A) Mice were infected IV with 1×10⁵ Yptb(P⁻)/vector, Yptb(P⁻)ΔmrtAB/vector, Yptb(P⁻)ΔmrtAB/pmrtA ⁺ mrtB ⁺-flag complementation vector, or Yptb(P⁻)ΔmrtAB/pmrtA ⁺ mrtB*-flag complementation vector with *K380A mutation in MrtB. Spleens were collected 3 days post infection, and bacterial number was determined by colony forming units (CFU) per organ. N = 6 or 8 mice. B) Bacteria were grown in vitro to examine the effect of disrupting the MrtB-FLAG Walker A box on MrtB-FLAG expression. Yptb(P⁻) ΔmrtAB/vector (Lane 1 = 26°C, Lane 2 = 37°C), Yptb(P⁻)ΔmrtAB/pmrtA ⁺ mrtB ⁺ -flag (Lane 3 = 26°C, Lane 4 = 37°C), or Yptb(P⁻)ΔmrtAB/pmrtA ⁺ mrtB*-flag (*K380A) (Lane 6 = 26°C, Lane 7 = 37°C), were grown in LB in vitro at 26° or 37°. Blots were stripped and re-probed with S2 antibody for a loading control. *P: Statistical significance was determined by nonparametric Mann–Whitney test.

Figure 6. MLN-localized Yptb(P⁺) expresses YopE and is in contact with neutrophils.
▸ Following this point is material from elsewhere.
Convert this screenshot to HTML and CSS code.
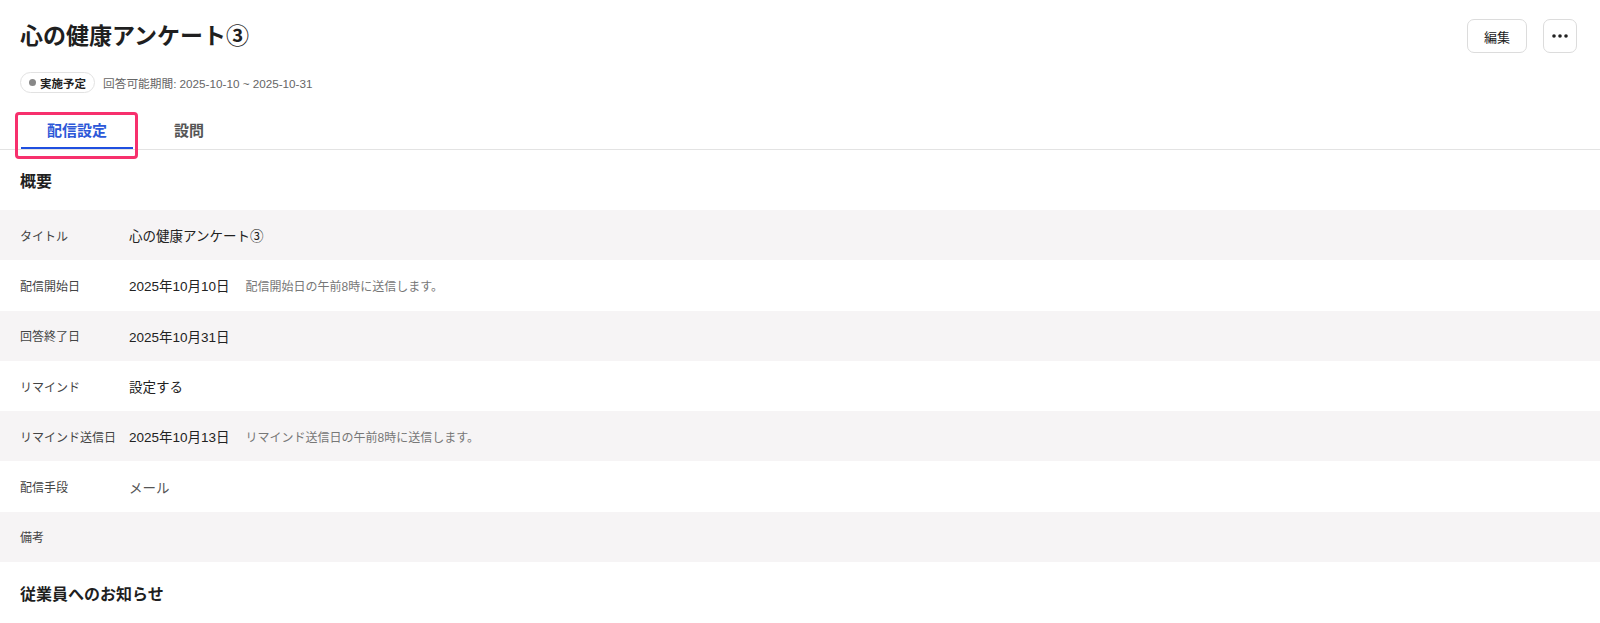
FILE: index.html
```html
<!DOCTYPE html>
<html lang="ja">
<head>
  <meta charset="UTF-8">
  <title>心の健康アンケート③</title>
  <link rel="stylesheet" href="styles.css">
</head>
<body>
  <!-- ヘッダー -->
  <div class="page-head">
    <div class="head-main">
      <h1 class="page-title">心の健康アンケート③</h1>
      <div class="meta">
        <span class="status"><span class="status-dot"></span>実施予定</span>
        <span class="period">回答可能期間: 2025-10-10 ~ 2025-10-31</span>
      </div>
    </div>
    <div class="head-actions">
      <button class="btn btn-edit">編集</button>
      <button class="btn btn-more" aria-label="その他">
        <svg width="16" height="4" viewBox="0 0 16 4"><circle cx="2" cy="2" r="1.8"/><circle cx="8" cy="2" r="1.8"/><circle cx="14" cy="2" r="1.8"/></svg>
      </button>
    </div>
  </div>

  <!-- タブ -->
  <div class="tabs">
    <div class="tab active">配信設定</div>
    <div class="tab">設問</div>
  </div>

  <!-- 概要 -->
  <h2 class="section-title">概要</h2>
  <div class="detail-list">
    <div class="detail-row">
      <div class="label">タイトル</div>
      <div class="value">心の健康アンケート③</div>
    </div>
    <div class="detail-row">
      <div class="label">配信開始日</div>
      <div class="value">2025年10月10日<span class="note">配信開始日の午前8時に送信します。</span></div>
    </div>
    <div class="detail-row">
      <div class="label">回答終了日</div>
      <div class="value">2025年10月31日</div>
    </div>
    <div class="detail-row">
      <div class="label">リマインド</div>
      <div class="value">設定する</div>
    </div>
    <div class="detail-row">
      <div class="label">リマインド送信日</div>
      <div class="value">2025年10月13日<span class="note">リマインド送信日の午前8時に送信します。</span></div>
    </div>
    <div class="detail-row">
      <div class="label">配信手段</div>
      <div class="value muted">メール</div>
    </div>
    <div class="detail-row">
      <div class="label">備考</div>
      <div class="value"></div>
    </div>
  </div>

  <h2 class="section-title second">従業員へのお知らせ</h2>
</body>
</html>
```

FILE: styles.css
```css
body {
  margin: 0;
  font-family: "Liberation Sans", "Noto Sans CJK JP", sans-serif;
  color: #222;
  background-color: #fff;
}
.page-head {
  display: flex;
  justify-content: space-between;
  align-items: flex-start;
  padding: 19px 23px 0 20px;
}
.page-title {
  margin: 0;
  font-size: 23px;
  line-height: 34px;
  font-weight: bold;
  color: #1f1f1f;
}
.meta {
  display: flex;
  align-items: center;
  margin-top: 19px;
}
.status {
  display: inline-flex;
  align-items: center;
  height: 21px;
  padding: 0 8px;
  border: 1px solid #e2e2e2;
  border-radius: 11px;
  font-size: 11.5px;
  font-weight: bold;
  color: #222;
  box-sizing: border-box;
}
.status-dot {
  width: 7px;
  height: 7px;
  border-radius: 50%;
  background-color: #888;
  margin-right: 4px;
}
.period {
  margin-left: 8px;
  font-size: 11.7px;
  color: #666;
}
.head-actions {
  display: flex;
  gap: 16px;
}
.btn {
  height: 34px;
  border: 1px solid #dcdcdc;
  border-radius: 7px;
  background-color: #fff;
  font-family: inherit;
  font-size: 13px;
  color: #222;
  cursor: pointer;
}
.btn-edit {
  width: 60px;
}
.btn-more {
  width: 34px;
  padding: 0;
  display: flex;
  align-items: center;
  justify-content: center;
}
.btn-more svg {
  fill: #222;
}
.tabs {
  display: flex;
  margin-top: 21px;
  padding-left: 21px;
  border-bottom: 1px solid #e3e3e3;
}
.tab {
  position: relative;
  width: 112px;
  height: 35px;
  line-height: 34px;
  text-align: center;
  font-size: 15px;
  font-weight: bold;
  color: #555;
  cursor: pointer;
}
.tab.active {
  color: #2d58d8;
  box-shadow: inset 0 -2px 0 #1f4fe0;
}
/* 選択中タブの強調枠 */
.tab.active::after {
  content: "";
  position: absolute;
  left: -6px;
  right: -5px;
  top: -2px;
  bottom: -10px;
  border: 3px solid #f7306d;
  border-radius: 4px;
}
.section-title {
  margin: 0;
  padding: 21px 20px 17px;
  font-size: 16px;
  line-height: 22px;
  font-weight: bold;
  color: #1f1f1f;
}
.section-title.second {
  padding-top: 22px;
}
.detail-row {
  display: grid;
  grid-template-columns: 109px 1fr;
  align-items: center;
  height: 50.3px;
  padding-left: 20px;
}
.detail-row:nth-child(odd) {
  background-color: #f6f4f5;
}
.label {
  font-size: 12px;
  color: #444;
}
.value {
  font-size: 13.5px;
  color: #222;
}
.value.muted {
  color: #555;
}
.note {
  margin-left: 16px;
  font-size: 12px;
  color: #777;
}
```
Mice were orally inoculated with 2×10⁹ (MLN) or injected IV with 10³ (Spleen) bacteria to approximately synchronize the infections, organs were collected 2 days post-inoculation, and tissue sections were stained for DNA (Hoechst). Displayed are representative images of Yptb(P⁺)-GFP/YopE-mCherry micro-colonies in the spleen (A) or MLN (B). (Median mCherry fluorescence intensity)/(median GFP fluorescence intensity) for Yptb(P⁺)/GFP/YopE-mCherry micro-colonies, or Yptb(P⁺)/GFP micro-colonies in the spleens and MLNs, is graphed in C. Each symbol in C represents a different focus of infection. N = 3 (GFP control) or N = 7–8 (Reporter). D) Spleens from mice infected IV with 1×10³ GFP-Wt Yptb, or E) MLN from mice orally inoculated with 2×10⁹ GFP-Wt Yptb, were isolated 2 days post-infection, and tissue sections were stained for neutrophils (Ly6G) and DNA (Hoechst). D and E are representative images.
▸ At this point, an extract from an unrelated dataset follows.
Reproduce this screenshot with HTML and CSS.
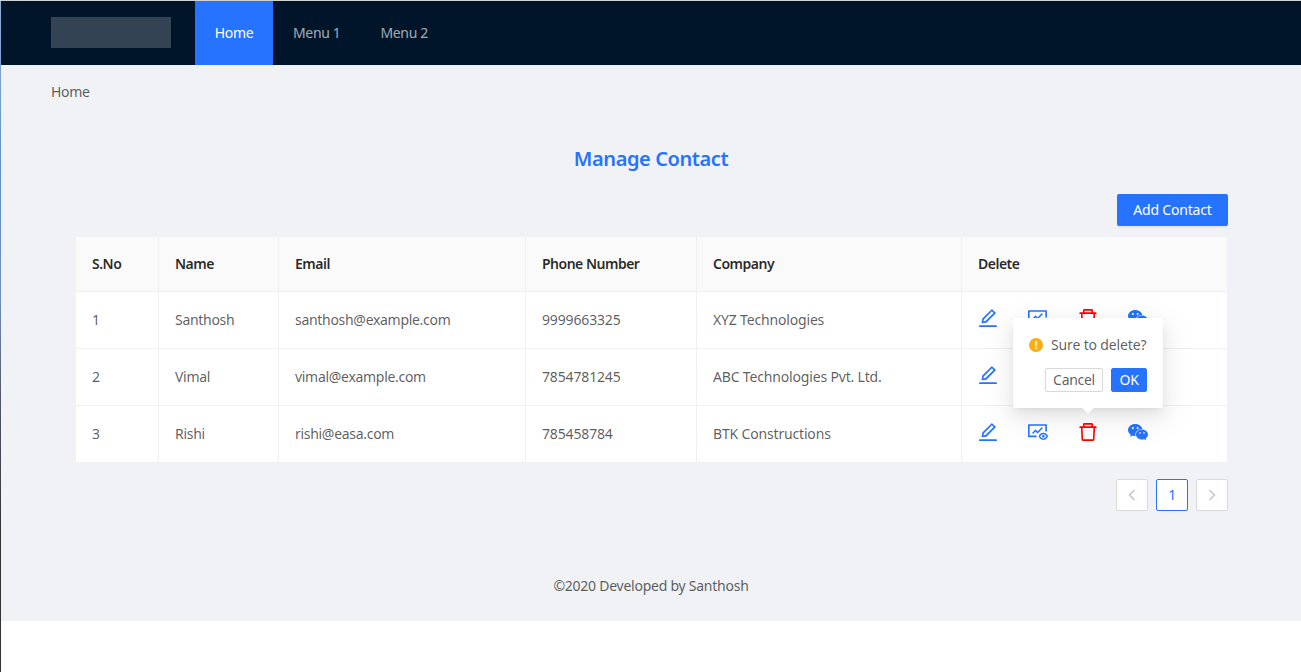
FILE: index.html
```html
<!DOCTYPE html>
<html lang="en">
<head>
<meta charset="utf-8">
<title>Manage Contact</title>
<link rel="stylesheet" href="styles.css">
</head>
<body>
<svg class="defs" width="0" height="0" aria-hidden="true">
  <symbol id="i-edit" viewBox="64 64 896 896"><path d="M257.7 752c2 0 4-.2 6-.5L431.9 722c2-.4 3.9-1.3 5.3-2.8l423.9-423.9a9.96 9.96 0 0 0 0-14.1L694.9 114.9c-1.9-1.9-4.4-2.9-7.1-2.9s-5.2 1-7.1 2.9L256.8 538.8c-1.5 1.5-2.4 3.3-2.8 5.3l-29.5 168.2a33.5 33.5 0 0 0 9.4 29.8c6.6 6.4 14.9 9.9 23.8 9.9zm67.4-174.4L687.8 215l73.3 73.3-362.7 362.6-88.9 15.7 15.6-89zM880 836H144c-17.7 0-32 14.3-32 32v36c0 4.4 3.6 8 8 8h784c4.4 0 8-3.6 8-8v-36c0-17.7-14.3-32-32-32z"/></symbol>
  <symbol id="i-fund" viewBox="64 64 896 896"><path d="M136 232h704v253h72V192c0-17.7-14.3-32-32-32H96c-17.7 0-32 14.3-32 32v520c0 17.7 14.3 32 32 32h352v-72H136V232z"/><path d="M724.9 338.1l-36.8-36.8a8.03 8.03 0 0 0-11.3 0L493 485.3l-86.1-86.2a8.03 8.03 0 0 0-11.3 0L251.3 543.4a8.03 8.03 0 0 0 0 11.3l36.8 36.8c3.1 3.1 8.2 3.1 11.3 0l101.8-101.8 86.1 86.2c3.1 3.1 8.2 3.1 11.3 0l226.3-226.5c3.2-3.1 3.2-8.2 0-11.3z"/><path d="M956 686.5l-.1-.1-.1-.1C911.7 593 843.4 545 752.5 545s-159.2 48.1-203.4 141.3v.1a42.92 42.92 0 0 0 0 36.4C593.3 816 661.6 864 752.5 864s159.2-48.1 203.4-141.3c5.5-11.5 5.5-24.8.1-36.2zM752.5 800c-62.1 0-107.4-30-141.1-95.5C645 639 690.4 609 752.5 609c62.1 0 107.4 30 141.1 95.5C860 770 814.6 800 752.5 800z"/><path d="M697 705a56 56 0 1 0 112 0 56 56 0 1 0-112 0z"/></symbol>
  <symbol id="i-del" viewBox="64 64 896 896"><path d="M360 184h-8c4.4 0 8-3.6 8-8v8h304v-8c0 4.4 3.6 8 8 8h-8v72h72v-80c0-35.3-28.7-64-64-64H352c-35.3 0-64 28.7-64 64v80h72v-72zm504 72H160c-17.7 0-32 14.3-32 32v32c0 4.4 3.6 8 8 8h60.4l24.7 523c1.6 34.1 29.8 61 63.9 61h454c34.2 0 62.3-26.8 63.9-61l24.7-523H888c4.4 0 8-3.6 8-8v-32c0-17.7-14.3-32-32-32zM731.3 840H292.7l-24.2-512h487l-24.2 512z"/></symbol>
  <symbol id="i-chat" viewBox="64 64 896 896"><path d="M690.1 377.4c5.9 0 11.8.2 17.6.5-24.4-128.7-158.3-227.1-319.9-227.1C209 150.8 64 271.4 64 420.2c0 81.1 43.6 154.2 111.9 203.6a21.5 21.5 0 0 1 9.1 17.6c0 2.4-.5 4.6-1.1 6.9-5.5 20.3-14.2 52.8-14.6 54.3-.7 2.6-1.7 5.2-1.7 7.9 0 5.9 4.8 10.8 10.8 10.8 2.3 0 4.2-.9 6.2-2l70.9-40.9c5.3-3.1 11-5 17.2-5 3.2 0 6.4.5 9.5 1.4 33.1 9.5 68.8 14.8 105.7 14.8 6 0 11.9-.1 17.8-.4-7.1-21-10.9-43.1-10.9-66 0-135.8 132.2-245.8 295.3-245.8zm-194.3-86.5c23.8 0 43.2 19.3 43.2 43.1s-19.3 43.1-43.2 43.1c-23.8 0-43.2-19.3-43.2-43.1s19.4-43.1 43.2-43.1zm-215.9 86.2c-23.8 0-43.2-19.3-43.2-43.1s19.3-43.1 43.2-43.1 43.2 19.3 43.2 43.1-19.4 43.1-43.2 43.1zm586.8 415.6c56.9-41.2 93.2-102 93.2-169.7 0-124-120.8-224.5-269.9-224.5-149 0-269.9 100.5-269.9 224.5S540.9 847.5 690 847.5c30.8 0 60.6-4.4 88.1-12.3 2.6-.8 5.2-1.2 7.9-1.2 5.2 0 9.9 1.6 14.3 4.1l59.1 34c1.7 1 3.3 1.7 5.2 1.7a9 9 0 0 0 6.4-2.6 9 9 0 0 0 2.6-6.4c0-2.2-.9-4.4-1.4-6.6-.3-1.2-7.6-28.3-12.2-45.3-.5-1.9-.9-3.8-.9-5.7.1-5.9 3.1-11.2 7.6-14.5zM600.2 587.2c-19.9 0-36-16.1-36-35.9 0-19.8 16.1-35.9 36-35.9s36 16.1 36 35.9c0 19.8-16.2 35.9-36 35.9zm179.9 0c-19.9 0-36-16.1-36-35.9 0-19.8 16.1-35.9 36-35.9s36 16.1 36 35.9a36.08 36.08 0 0 1-36 35.9z"/></symbol>
</svg>
<div class="page">
  <header class="header">
    <div class="logo"></div>
    <nav class="menu">
      <a class="menu-item active">Home</a>
      <a class="menu-item">Menu 1</a>
      <a class="menu-item">Menu 2</a>
    </nav>
  </header>
  <main class="main">
    <div class="crumb">Home</div>
    <h1 class="title">Manage Contact</h1>
    <div class="toolbar"><button class="btn-add">Add Contact</button></div>
    <table class="table">
      <colgroup>
        <col class="c1"><col class="c2"><col class="c3"><col class="c4"><col class="c5"><col class="c6">
      </colgroup>
      <thead>
        <tr><th>S.No</th><th>Name</th><th>Email</th><th>Phone Number</th><th>Company</th><th>Delete</th></tr>
      </thead>
      <tbody>
        <tr>
          <td>1</td><td>Santhosh</td><td>santhosh@example.com</td><td class="phone">9999663325</td><td class="company">XYZ Technologies</td>
          <td><div class="actions">
            <svg class="ic blue"><use href="#i-edit"/></svg>
            <svg class="ic blue"><use href="#i-fund"/></svg>
            <svg class="ic red"><use href="#i-del"/></svg>
            <svg class="ic blue"><use href="#i-chat"/></svg>
          </div></td>
        </tr>
        <tr>
          <td>2</td><td>Vimal</td><td>vimal@example.com</td><td class="phone">7854781245</td><td class="company">ABC Technologies Pvt. Ltd.</td>
          <td><div class="actions">
            <svg class="ic blue"><use href="#i-edit"/></svg>
            <svg class="ic blue"><use href="#i-fund"/></svg>
            <svg class="ic red"><use href="#i-del"/></svg>
            <svg class="ic blue"><use href="#i-chat"/></svg>
          </div></td>
        </tr>
        <tr>
          <td>3</td><td>Rishi</td><td>rishi@easa.com</td><td class="phone">785458784</td><td class="company">BTK Constructions</td>
          <td><div class="actions">
            <svg class="ic blue"><use href="#i-edit"/></svg>
            <svg class="ic blue"><use href="#i-fund"/></svg>
            <span class="anchor">
              <svg class="ic red"><use href="#i-del"/></svg>
              <div class="popover">
                <div class="pop-msg"><span class="warn">!</span><span>Sure to delete?</span></div>
                <div class="pop-btns"><button class="btn-cancel">Cancel</button><button class="btn-ok">OK</button></div>
                <span class="arrow"></span>
              </div>
            </span>
            <svg class="ic blue"><use href="#i-chat"/></svg>
          </div></td>
        </tr>
      </tbody>
    </table>
    <div class="pager">
      <span class="page-btn"><svg class="chev" viewBox="0 0 10 12"><path d="M7.5 1 2.5 6l5 5"/></svg></span>
      <span class="page-btn current">1</span>
      <span class="page-btn"><svg class="chev" viewBox="0 0 10 12"><path d="M2.5 1l5 5-5 5"/></svg></span>
    </div>
    <footer class="footer">©2020 Developed by Santhosh</footer>
  </main>
</div>
</body>
</html>
```
FILE: styles.css
```css
* { box-sizing: border-box; }
html, body { margin: 0; padding: 0; background: #fff; }
body {
  font-family: "Noto Sans", "Open Sans", sans-serif;
  font-size: 14px;
  line-height: 22px;
  letter-spacing: -0.3px;
  color: rgba(0, 0, 0, 0.65);
  height: 672px;
  overflow: hidden;
}
.defs { display: block; height: 0; }
.page {
  height: 672px;
  padding: 1px 0 0 1px;
  background:
    linear-gradient(#cfd3d8, #cfd3d8) 0 0 / 100% 1px no-repeat,
    linear-gradient(180deg, #8fb0dc 0, #5f8fd0 25%, #6f8db8 45%, #4f5666 60%, #333 80%, #333 100%) 0 0 / 1px 100% no-repeat,
    #fff;
}
.header {
  height: 64px;
  background: #001529;
  display: flex;
  padding-left: 50px;
}
.logo { width: 120px; height: 31px; margin: 16px 24px 0 0; background: rgba(255, 255, 255, 0.2); }
.menu { display: flex; letter-spacing: -0.35px; }
.menu-item { padding: 0 20px; line-height: 64px; color: rgba(255, 255, 255, 0.65); }
.menu-item.active { background: #2673ff; color: #fff; width: 78px; padding: 0; text-align: center; }
.main { background: #f0f2f5; height: 556px; padding: 16px 50px 0; display: flex; flex-direction: column; }
.crumb { line-height: 22px; }
.title { margin: 41px 0 0; text-align: center; color: #2673ff; font-size: 20px; line-height: 30px; font-weight: 600; letter-spacing: -0.4px; }
.toolbar { display: flex; justify-content: flex-end; margin: 20px 23px 0 0; }
.btn-add {
  font: inherit; letter-spacing: -0.2px; height: 32px; width: 111px; padding: 0; border: 0; border-radius: 2px;
  background: #2673ff; color: #fff; box-shadow: 0 2px 0 rgba(0, 0, 0, 0.045);
}
.table { width: 1151px; margin: 11px 0 0 25px; border-collapse: separate; border-spacing: 0; background: #fff; table-layout: fixed; }
.c1 { width: 83px; } .c2 { width: 120px; } .c3 { width: 247px; } .c4 { width: 171px; } .c5 { width: 265px; } .c6 { width: 265px; }
.table th, .table td { padding: 0 16px; text-align: left; border-bottom: 1px solid #f0f0f0; border-right: 1px solid #f0f0f0; }
.table th:last-child, .table td:last-child { border-right: 0; }
.table th { height: 55px; background: #fafafa; color: rgba(0, 0, 0, 0.85); font-weight: 600; letter-spacing: -0.5px; }
.table td { height: 57px; }
.table .phone { letter-spacing: -0.15px; }
.table .company { letter-spacing: -0.17px; }
.actions { display: flex; align-items: center; gap: 30px; margin-top: -4px; }
.ic { width: 20px; height: 20px; display: block; fill: currentColor; }
.blue { color: #2673ff; }
.red { color: #ff0000; }
.anchor { position: relative; display: block; }
.popover {
  position: absolute; left: -65px; bottom: 34px; width: 150px; height: 90px;
  background: #fff; border-radius: 2px; padding: 16px;
  letter-spacing: -0.15px;
  box-shadow: 0 3px 6px -4px rgba(0,0,0,.12), 0 6px 16px 0 rgba(0,0,0,.08), 0 9px 28px 8px rgba(0,0,0,.05);
  z-index: 2;
}
.arrow { position: absolute; left: 71px; bottom: -4px; width: 8px; height: 8px; background: #fff; transform: rotate(45deg); }
.pop-msg { display: flex; align-items: center; gap: 8px; white-space: nowrap; height: 22px; }
.warn {
  width: 14px; height: 14px; border-radius: 50%; background: #faad14; color: #fff;
  font-size: 10px; line-height: 14px; text-align: center; font-weight: 700; flex: none;
}
.pop-btns { display: flex; justify-content: flex-end; gap: 8px; margin-top: 12px; }
.btn-cancel, .btn-ok { font: inherit; letter-spacing: -0.3px; height: 24px; padding: 0; border-radius: 2px; }
.btn-cancel { width: 58px; background: #fff; border: 1px solid #d9d9d9; color: rgba(0,0,0,.65); }
.btn-ok { width: 36px; background: #2673ff; border: 1px solid #2673ff; color: #fff; }
.pager { display: flex; justify-content: flex-end; gap: 8px; margin: 16px 23px 0 0; }
.page-btn {
  width: 32px; height: 32px; border: 1px solid #d9d9d9; border-radius: 2px; background: #fff;
  display: flex; align-items: center; justify-content: center;
}
.page-btn.current { border-color: #2673ff; color: #2673ff; }
.chev { width: 10px; height: 12px; fill: none; stroke: #bfbfbf; stroke-width: 1.2; }
.footer { margin: 64px 0 0; text-align: center; line-height: 22px; letter-spacing: -0.25px; }
```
Figure 7. The Yptb(P+) mrtAB mutant exhibits delayed growth in the MLN, but equal spleen colonization and lethality in mice.
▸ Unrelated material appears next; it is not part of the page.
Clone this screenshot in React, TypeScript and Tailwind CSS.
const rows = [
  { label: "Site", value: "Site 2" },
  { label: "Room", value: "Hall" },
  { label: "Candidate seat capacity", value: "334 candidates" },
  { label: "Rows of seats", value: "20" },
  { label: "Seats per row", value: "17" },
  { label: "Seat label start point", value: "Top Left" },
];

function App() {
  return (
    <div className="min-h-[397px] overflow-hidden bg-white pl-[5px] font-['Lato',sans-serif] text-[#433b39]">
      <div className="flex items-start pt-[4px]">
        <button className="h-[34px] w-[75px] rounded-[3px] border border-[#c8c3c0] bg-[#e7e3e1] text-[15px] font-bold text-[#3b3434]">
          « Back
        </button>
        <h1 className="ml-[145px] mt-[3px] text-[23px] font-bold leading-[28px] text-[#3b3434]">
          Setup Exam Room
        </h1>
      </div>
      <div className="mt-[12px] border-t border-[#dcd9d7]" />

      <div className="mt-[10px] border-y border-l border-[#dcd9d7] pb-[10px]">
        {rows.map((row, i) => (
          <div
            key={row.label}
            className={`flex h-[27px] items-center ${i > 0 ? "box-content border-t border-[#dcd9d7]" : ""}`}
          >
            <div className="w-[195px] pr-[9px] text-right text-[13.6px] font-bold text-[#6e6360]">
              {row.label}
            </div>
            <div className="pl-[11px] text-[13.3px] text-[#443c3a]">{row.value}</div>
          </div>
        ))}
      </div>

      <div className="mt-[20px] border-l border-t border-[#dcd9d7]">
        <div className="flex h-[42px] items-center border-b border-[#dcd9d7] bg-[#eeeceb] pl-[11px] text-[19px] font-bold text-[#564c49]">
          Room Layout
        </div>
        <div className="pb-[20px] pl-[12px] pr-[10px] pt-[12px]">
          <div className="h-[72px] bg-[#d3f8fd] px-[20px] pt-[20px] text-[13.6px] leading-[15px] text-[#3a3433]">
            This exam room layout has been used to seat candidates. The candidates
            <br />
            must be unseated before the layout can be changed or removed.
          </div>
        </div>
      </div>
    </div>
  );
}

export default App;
A) MrtAB deficient Yptb(P+) exhibit a modest decrease on MLN colonization at 4 days post-infection. Mice were orally inoculated with 2×10⁹ Yptb(P⁺) or Yptb(P⁺)ΔmrtAB, and the small intestines, MLNs, and PPs were collected at 4 days post-infection, and bacterial number was determined by colony forming units (CFU) per organ. N = 4 mice (PP) or 9 mice (SI and MLN). *P: Statistical significance was determined by nonparametric Mann–Whitney test. B) Yptb(P+) and Yptb(P⁺)ΔmrtAB display equal early colonization of the spleen following oral infection. Mice were orally inoculated with 2×10⁹ Yptb(P⁺) or Yptb(P⁺)ΔmrtAB, and the small intestines and spleens were collected at 2 days post-infection, and analyzed as in A. N = 5 mice. C) Yptb(P+) and Yptb(P⁺)ΔmrtAB are equally lethal following oral infection with 10⁹ bacteria. Mice were orally inoculated with 10⁹ Yptb(P⁺) or Yptb(P⁺)ΔmrtAB, and the survival of infected mice was monitored over 12 days. N = 8 mice.